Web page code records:
————
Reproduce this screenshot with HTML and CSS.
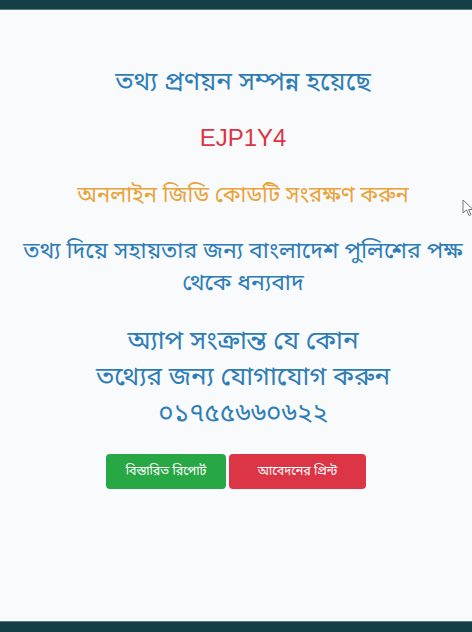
FILE: index.html
```html
<!DOCTYPE html>
<html lang="bn">
<head>
<meta charset="utf-8">
<link rel="stylesheet" href="styles.css">
</head>
<body>
<div class="topbar"></div>
<main class="content">
  <section class="message">
    <h2 class="title">তথ্য প্রণয়ন সম্পন্ন হয়েছে</h2>
    <div class="code">EJP1Y4</div>
    <p class="save">অনলাইন জিডি কোডটি সংরক্ষণ করুন</p>
    <p class="thanks">তথ্য দিয়ে সহায়তার জন্য বাংলাদেশ পুলিশের পক্ষ<br>থেকে ধন্যবাদ</p>
    <p class="contact">অ্যাপ সংক্রান্ত যে কোন<br>তথ্যের জন্য যোগাযোগ করুন<br>০১৭৫৫৬৬০৬২২</p>
  </section>
  <div class="actions">
    <a class="btn btn-green">বিস্তারিত রিপোর্ট</a>
    <a class="btn btn-red">আবেদনের প্রিন্ট</a>
  </div>
</main>
<div class="bottombar"></div>
<svg class="cursor" width="12" height="18" viewBox="0 0 12 18"><path d="M1 1 L1 14 L4.5 11 L7 16.5 L9 15.5 L6.5 10.5 L11 10.5 Z" fill="#fff" stroke="#777" stroke-width="1"/></svg>
</body>
</html>
```
FILE: styles.css
```css
html, body {
  margin: 0;
  padding: 0;
  height: 100%;
}
body {
  background: #f8fafc;
  font-family: "Noto Sans Bengali", "Noto Sans", "Liberation Sans", sans-serif;
  display: flex;
  flex-direction: column;
  width: 472px;
  height: 632px;
  overflow: hidden;
  position: relative;
}
.topbar {
  height: 9px;
  background: #143f47;
  border-bottom: 1px solid #5a7a80;
}
.bottombar {
  height: 10px;
  background: #143f47;
  border-top: 1px solid #5a7a80;
}
.content {
  flex: 1;
  display: flex;
  flex-direction: column;
  align-items: center;
  text-align: center;
}
.message {
  align-self: stretch;
  display: flex;
  flex-direction: column;
  align-items: center;
  padding-left: 14px;
}
.title {
  margin: 58px 0 0;
  font-size: 26px;
  font-weight: normal;
  color: #2f7db6;
  line-height: 32px;
}
.code {
  margin-top: 24px;
  font-family: "Liberation Sans", Arial, sans-serif;
  font-size: 24px;
  color: #dc3545;
  line-height: 28px;
}
.save {
  margin: 30px 0 0;
  font-size: 22px;
  color: #e9a33a;
  line-height: 30px;
}
.thanks {
  margin: 24px 0 0;
  font-size: 23px;
  color: #2f7db6;
  line-height: 32px;
}
.contact {
  margin: 25px 0 0;
  font-size: 26px;
  color: #2f7db6;
  line-height: 36px;
}
.actions {
  margin-top: 21px;
  display: flex;
  gap: 3px;
}
.btn {
  display: flex;
  align-items: center;
  justify-content: center;
  height: 35px;
  border-radius: 4px;
  color: #fff;
  font-size: 12.5px;
}
.btn-green {
  width: 120px;
  background: #28a745;
}
.btn-red {
  width: 137px;
  background: #dc3545;
}
.cursor {
  position: absolute;
  left: 462px;
  top: 199px;
}
```
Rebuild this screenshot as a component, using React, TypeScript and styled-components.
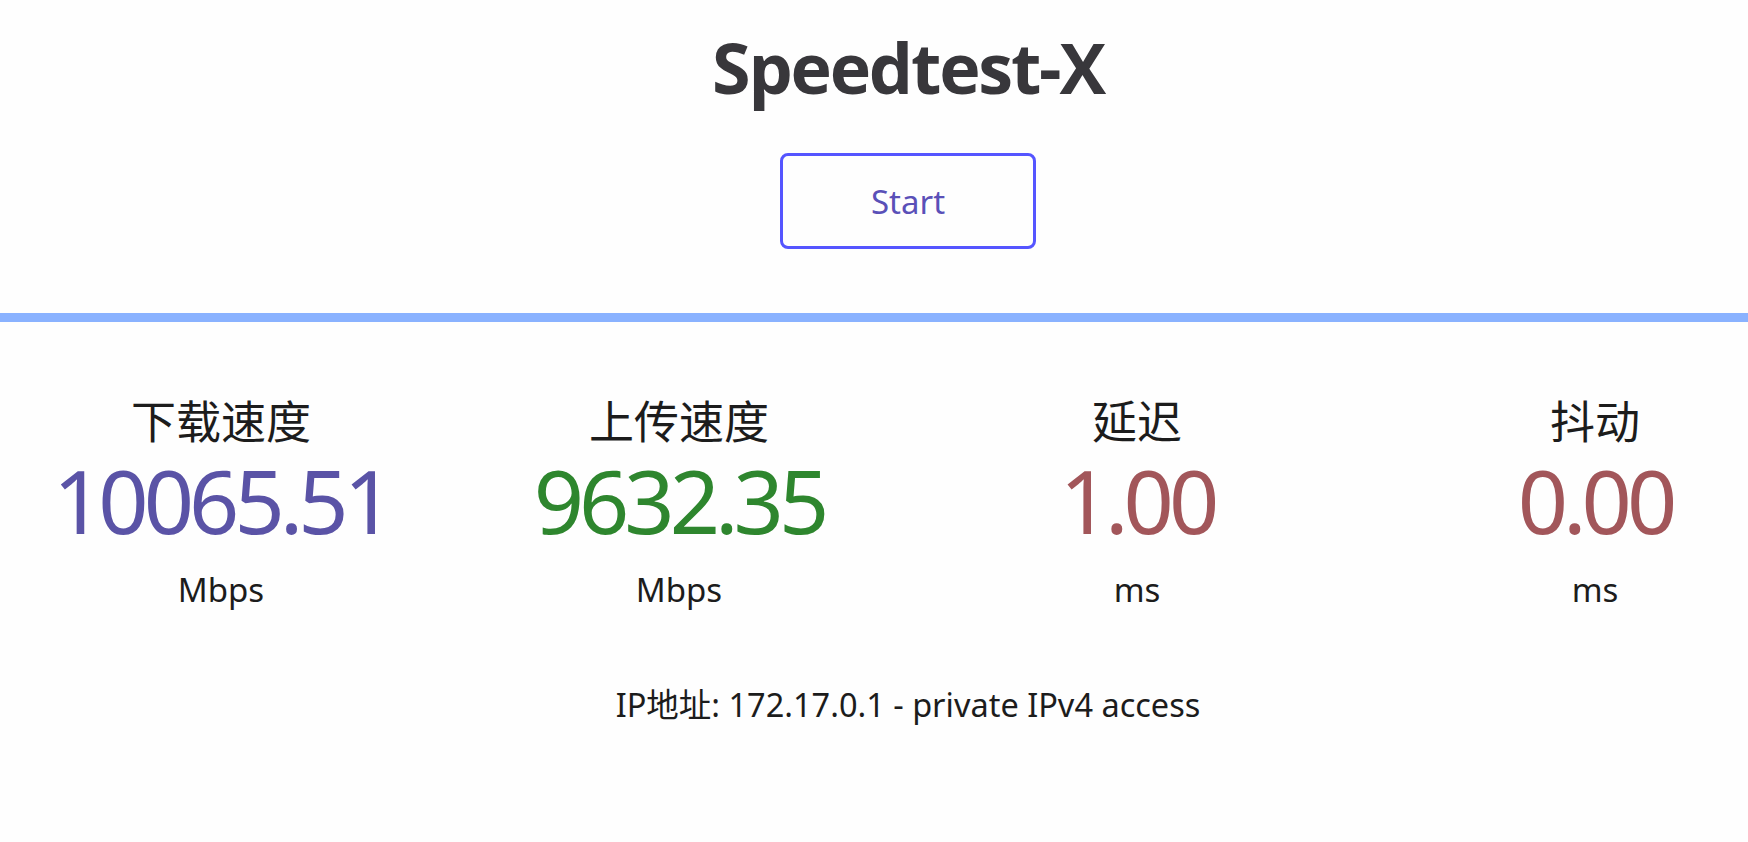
import styled, { createGlobalStyle } from 'styled-components';

type Stat = {
  label: string;
  value: string;
  unit: string;
  color: string;
};

const stats: Stat[] = [
  { label: '下载速度', value: '10065.51', unit: 'Mbps', color: '#5a53a6' },
  { label: '上传速度', value: '9632.35', unit: 'Mbps', color: '#2e862e' },
  { label: '延迟', value: '1.00', unit: 'ms', color: '#a2565a' },
  { label: '抖动', value: '0.00', unit: 'ms', color: '#a2565a' },
];

const App = () => {
  return (
    <>
      <GlobalStyle />
      <Page>
        <Header>
          <Title>Speedtest-X</Title>
          <StartButton type="button">Start</StartButton>
        </Header>
        <Divider />
        <StatsGrid>
          {stats.map((s) => (
            <StatItem key={s.label}>
              <StatLabel>{s.label}</StatLabel>
              <StatValue $color={s.color}>{s.value}</StatValue>
              <StatUnit>{s.unit}</StatUnit>
            </StatItem>
          ))}
        </StatsGrid>
        <IpInfo>IP地址: 172.17.0.1 - private IPv4 access</IpInfo>
      </Page>
    </>
  );
};

const GlobalStyle = createGlobalStyle`
  body {
    margin: 0;
    background: #fefefe;
    overflow: hidden;
    font-family: "Noto Sans", "Noto Sans CJK SC", sans-serif;
    color: #1a1a1a;
  }
`;

const Page = styled.div`
  width: 1832px;
  margin-left: -8px;
`;

const Header = styled.header`
  display: flex;
  flex-direction: column;
  align-items: center;
  padding-top: 27px;
`;

const Title = styled.h1`
  margin: 0;
  font-family: "Open Sans", sans-serif;
  font-weight: 700;
  font-size: 70px;
  line-height: 80px;
  letter-spacing: -2.2px;
  color: #38373b;
`;

const StartButton = styled.button`
  margin-top: 46px;
  width: 256px;
  height: 96px;
  border: 3px solid #5555ff;
  border-radius: 8px;
  background: transparent;
  font-family: "Noto Sans", sans-serif;
  font-size: 33px;
  color: #5a50b8;
  cursor: pointer;
`;

const Divider = styled.div`
  margin-top: 64px;
  height: 9px;
  background: #8ab2ff;
`;

const StatsGrid = styled.section`
  display: grid;
  grid-template-columns: repeat(4, 1fr);
  padding-top: 74px;
`;

const StatItem = styled.div`
  display: flex;
  flex-direction: column;
  align-items: center;
`;

const StatLabel = styled.div`
  font-size: 45px;
  line-height: 52px;
  color: #1c1c1c;
`;

const StatValue = styled.div<{ $color: string }>`
  margin-top: 4px;
  font-size: 88px;
  line-height: 96px;
  letter-spacing: -5px;
  color: ${(p) => p.$color};
`;

const StatUnit = styled.div`
  margin-top: 22px;
  font-size: 33px;
  line-height: 40px;
  color: #1c1c1c;
`;

const IpInfo = styled.p`
  margin: 75px 0 0;
  text-align: center;
  font-size: 32.5px;
  line-height: 40px;
  color: #1c1c1c;
`;

export default App;
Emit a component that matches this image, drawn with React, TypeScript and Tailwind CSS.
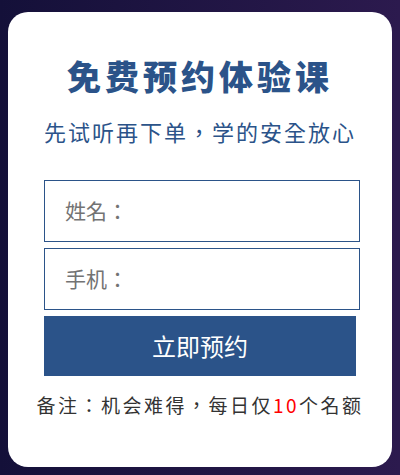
import { FC } from 'react';

const fields = ['姓名：', '手机：'];

const App: FC = () => {
  return (
    <div
      className="h-[475px] w-[400px] overflow-hidden bg-gradient-to-r from-[#141039] to-[#2c1a4e] px-2 pt-3"
      style={{ fontFamily: '"Noto Sans CJK TC", "Noto Sans", sans-serif' }}
    >
      <div className="flex h-[455px] w-[384px] flex-col rounded-[20px] bg-white pt-10">
        <h1 className="text-center text-[34px] font-black leading-[48px] tracking-[4px] text-[#2b5389]">
          免费预约体验课
        </h1>
        <p className="mt-4 text-center text-[22px] leading-[30px] tracking-[2px] text-[#2b5389]">
          先试听再下单，学的安全放心
        </p>

        <div className="mt-[34px] flex flex-col gap-[6px] pl-9">
          {fields.map(label => (
            <div
              key={label}
              className="flex h-[62px] w-[316px] items-center border border-[#2b5389] pl-5 text-[21px] text-[#737373]"
            >
              {label}
            </div>
          ))}
          <button
            type="button"
            className="h-[60px] w-[312px] bg-[#2b5389] text-[24px] text-white"
          >
            立即预约
          </button>
        </div>

        <p className="mt-[17px] text-center text-[19px] leading-[24px] tracking-[2.5px] text-[#333]">
          备注：机会难得，每日仅<span className="text-[#ff0000]">10</span>个名额
        </p>
      </div>
    </div>
  );
};

export default App;
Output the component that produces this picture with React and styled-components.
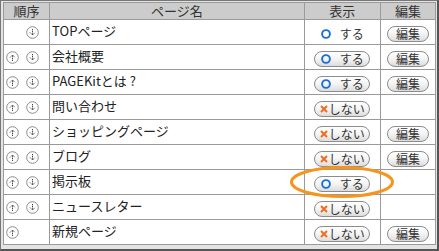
import React from 'react';
import styled, { createGlobalStyle } from 'styled-components';

const Global = createGlobalStyle`
  html, body { margin: 0; padding: 0; background: #fff; }
  body { font-family: "Noto Sans CJK JP", "Liberation Sans", sans-serif; }
`;

const pages = [
  { name: 'TOPページ', up: false, down: true, show: true, edit: true, plain: true },
  { name: '会社概要', up: true, down: true, show: true, edit: true },
  { name: 'PAGEKitとは ?', up: true, down: true, show: true, edit: true },
  { name: '問い合わせ', up: true, down: true, show: false, edit: false },
  { name: 'ショッピングページ', up: true, down: true, show: false, edit: true },
  { name: 'ブログ', up: true, down: true, show: false, edit: true },
  { name: '掲示板', up: true, down: true, show: true, edit: false, marked: true },
  { name: 'ニュースレター', up: true, down: true, show: false, edit: false },
  { name: '新規ページ', up: true, down: false, show: false, edit: true },
];

const Frame = styled.div`
  position: relative;
  width: 439px;
  height: 251px;
  box-sizing: border-box;
  border-top: 1px solid #777;
  border-left: 1px solid #777;
  border-right: 2px solid #555;
  border-bottom: 2px solid #555;
  background: #e4e4e4;
  padding: 1px 2px 0 2px;
`;

const Table = styled.table`
  border-collapse: collapse;
  width: 433px;
  background: #fff;
  font-size: 13px;
  color: #222;
  td, th { border: 1px solid #9a9a9a; padding: 0; }
`;

const Head = styled.th`
  height: 16px;
  background: #cccccc;
  font-weight: normal;
  color: #333;
  font-size: 13px;
  line-height: 16px;
  text-align: center;
  width: ${p => p.$w}px;
`;

const Row = styled.tr`
  height: 25px;
`;

const OrderCell = styled.td`
  padding: 0 0 0 2px !important;
`;

const Arrows = styled.div`
  display: flex;
  gap: 7px;
  align-items: center;
`;

const Slot = styled.span`
  width: 13px;
  height: 13px;
  display: flex;
`;

const NameCell = styled.td`
  padding: 0 0 2px 2px !important;
  white-space: nowrap;
  line-height: 20px;
`;

const Center = styled.td`
  text-align: center;
  vertical-align: middle;
`;

const Pill = styled.span`
  display: inline-flex;
  align-items: center;
  justify-content: center;
  box-sizing: border-box;
  height: 16px;
  width: ${p => p.$w}px;
  border-radius: 8px;
  border: 1px solid ${p => (p.$plain ? 'transparent' : '#8c8c8c')};
  background: ${p => (p.$plain ? 'transparent' : 'linear-gradient(#ffffff, #f4f4f4 50%, #dcdcdc)')};
  font-size: 12px;
  color: #333;
  gap: ${p => p.$gap || 0}px;
  line-height: 1;
  vertical-align: middle;
`;

const Mark = styled.svg`
  flex: none;
`;

const Ring = styled.svg`
  position: absolute;
  left: 288px;
  top: 164px;
  pointer-events: none;
`;

const ArrowIcon = ({ up }) => (
  <svg width="13" height="13" viewBox="0 0 13 13">
    <circle cx="6.5" cy="6.5" r="5.8" fill="#fff" stroke="#8a8a8a" strokeWidth="1" />
    {up ? (
      <path d="M6.5 10V4M4 6.5l2.5-2.5 2.5 2.5" stroke="#444" strokeWidth="1" fill="none" strokeDasharray="1.2 0.6" />
    ) : (
      <path d="M6.5 3v6M4 6.5l2.5 2.5 2.5-2.5" stroke="#444" strokeWidth="1" fill="none" strokeDasharray="1.2 0.6" />
    )}
  </svg>
);

const ShowButton = ({ on, plain }) =>
  on ? (
    <Pill $w={56} $gap={9} $plain={plain}>
      <Mark width="10" height="10" viewBox="0 0 10 10">
        <circle cx="5" cy="5" r="3.9" fill="none" stroke="#1a6fd1" strokeWidth="1.9" />
      </Mark>
      <span>する</span>
    </Pill>
  ) : (
    <Pill $w={56} $gap={1}>
      <Mark width="8" height="8" viewBox="0 0 8 8">
        <path d="M1 1l6 6M7 1L1 7" stroke="#f26a1b" strokeWidth="1.9" />
      </Mark>
      <span>しない</span>
    </Pill>
  );

export default function App() {
  return (
    <>
      <Global />
      <Frame>
        <Table>
          <thead>
            <tr>
              <Head $w={45}>順序</Head>
              <Head $w={253}>ページ名</Head>
              <Head $w={75}>表示</Head>
              <Head $w={54}>編集</Head>
            </tr>
          </thead>
          <tbody>
            {pages.map(p => (
              <Row key={p.name}>
                <OrderCell>
                  <Arrows>
                    <Slot>{p.up && <ArrowIcon up />}</Slot>
                    <Slot>{p.down && <ArrowIcon />}</Slot>
                  </Arrows>
                </OrderCell>
                <NameCell>{p.name}</NameCell>
                <Center>
                  <ShowButton on={p.show} plain={p.plain} />
                </Center>
                <Center>{p.edit && <Pill $w={42}>編集</Pill>}</Center>
              </Row>
            ))}
          </tbody>
        </Table>
        <Ring width="106" height="34" viewBox="0 0 106 34">
          <ellipse cx="53" cy="17" rx="50.5" ry="14.5" fill="none" stroke="#f7941d" strokeWidth="3" />
        </Ring>
      </Frame>
    </>
  );
}
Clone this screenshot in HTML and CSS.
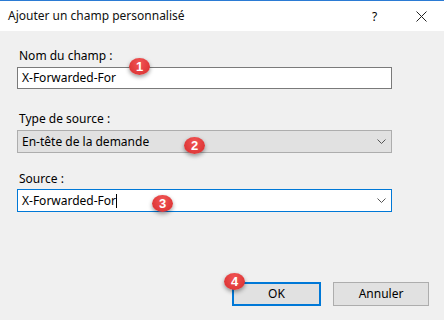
FILE: index.html
```html
<!DOCTYPE html>
<html lang="fr">
<head>
  <meta charset="UTF-8">
  <title>Ajouter un champ personnalisé</title>
  <link rel="stylesheet" href="styles.css">
</head>
<body>
<div class="dlg">
  <div class="titlebar">
    <span class="title">Ajouter un champ personnalisé</span>
    <span class="help">?</span>
    <span class="close">
      <svg width="11" height="11" viewBox="0 0 11 11"><path d="M0.5 0.5L10.5 10.5M10.5 0.5L0.5 10.5" stroke="#222" stroke-width="1"/></svg>
    </span>
  </div>
  <div class="content">
    <div class="group g1">
      <div class="lbl">Nom du champ :</div>
      <div class="box txt">X-Forwarded-For</div>
      <span class="badge b1">1</span>
    </div>
    <div class="group g2">
      <div class="lbl">Type de source :</div>
      <div class="box sel">
        <span>En-tête de la demande</span>
        <svg class="chev" width="9" height="5" viewBox="0 0 9 5"><path d="M0.5 0.5L4.5 4.5L8.5 0.5" fill="none" stroke="#555" stroke-width="1"/></svg>
      </div>
      <span class="badge b2">2</span>
    </div>
    <div class="group g3">
      <div class="lbl">Source :</div>
      <div class="box combo">
        <span>X-Forwarded-For<i class="caret"></i></span>
        <svg class="chev" width="9" height="5" viewBox="0 0 9 5"><path d="M0.5 0.5L4.5 4.5L8.5 0.5" fill="none" stroke="#555" stroke-width="1"/></svg>
      </div>
      <span class="badge b3">3</span>
    </div>
    <div class="buttons">
      <div class="btn ok">OK<span class="badge b4">4</span></div>
      <div class="btn">Annuler</div>
    </div>
  </div>
</div>
</body>
</html>
```

FILE: styles.css
```css
*{
  margin: 0;
  padding: 0;
  box-sizing: border-box;
}
body{
  width: 444px;
  height: 320px;
  overflow: hidden;
  background: #f0f0f0;
  font-family: "Noto Sans", "Open Sans", sans-serif;
  font-size: 12px;
  color: #000;
}
.dlg{
  height: 320px;
  border-top: 1px solid #2b7bd4;
}
.titlebar{
  height: 30px;
  background: #fff;
  display: flex;
  align-items: center;
  padding-left: 8px;
}
.title{
  flex: 1;
  font-size: 12px;
  color: #111;
  padding-bottom: 1px;
}
.help{
  width: 20px;
  font-size: 12px;
  margin-right: 24px;
}
.close{
  width: 28px;
  display: flex;
  align-items: center;
}
.content{
  padding: 17px 15px 0 17px;
}
.group{
  position: relative;
  width: 375px;
}
.g2{
  margin-top: 22px;
}
.g3{
  margin-top: 18px;
}
.lbl{
  height: 16px;
  line-height: 16px;
  padding-left: 2px;
  margin-bottom: 3px;
}
.g3 .lbl{
  margin-bottom: 2px;
}
.box{
  height: 22px;
  line-height: 20px;
  padding-left: 4px;
  border: 1px solid #7a7a7a;
  background: #fff;
  display: flex;
  align-items: center;
}
.sel{
  height: 23px;
  background: #e1e1e1;
  border-color: #adadad;
}
.combo{
  height: 23px;
  border-color: #0078d7;
}
.box span{
  flex: 1;
}
.chev{
  margin-right: 5px;
}
.caret{
  display: inline-block;
  width: 1px;
  height: 14px;
  background: #000;
  vertical-align: -3px;
}
.buttons{
  display: flex;
  justify-content: flex-end;
  gap: 12px;
  margin-top: 70px;
}
.btn{
  position: relative;
  width: 96px;
  height: 24px;
  line-height: 22px;
  text-align: center;
  background: #e1e1e1;
  border: 1px solid #adadad;
}
.ok{
  width: 89px;
  border: 2px solid #0078d7;
  line-height: 20px;
}
.badge{
  position: absolute;
  width: 21px;
  height: 17px;
  border-radius: 50%;
  background: radial-gradient(ellipse at 50% 30%, #f25555, #d62c2c);
  color: #fff;
  font-family: "Liberation Sans", sans-serif;
  font-size: 13px;
  font-weight: bold;
  line-height: 17px;
  text-align: center;
  box-shadow: 0 2px 4px rgba(0,0,0,.4);
}
.b1{ left: 112px; top: 10px; }
.b2{ left: 167px; top: 26px; }
.b3{ left: 135px; top: 24px; }
.b4{ left: -10px; top: -11px; }
```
————
[EXERCISE DETAILS]
Taking the entries above, extract every line from the one bearing "Emit a component" through the one bearing "const fields = ['姓名：', '手机：'];", exactly, with no pictures.

[ANSWER BELOW]
Emit a component that matches this image, drawn with React, TypeScript and Tailwind CSS.
import { FC } from 'react';

const fields = ['姓名：', '手机：'];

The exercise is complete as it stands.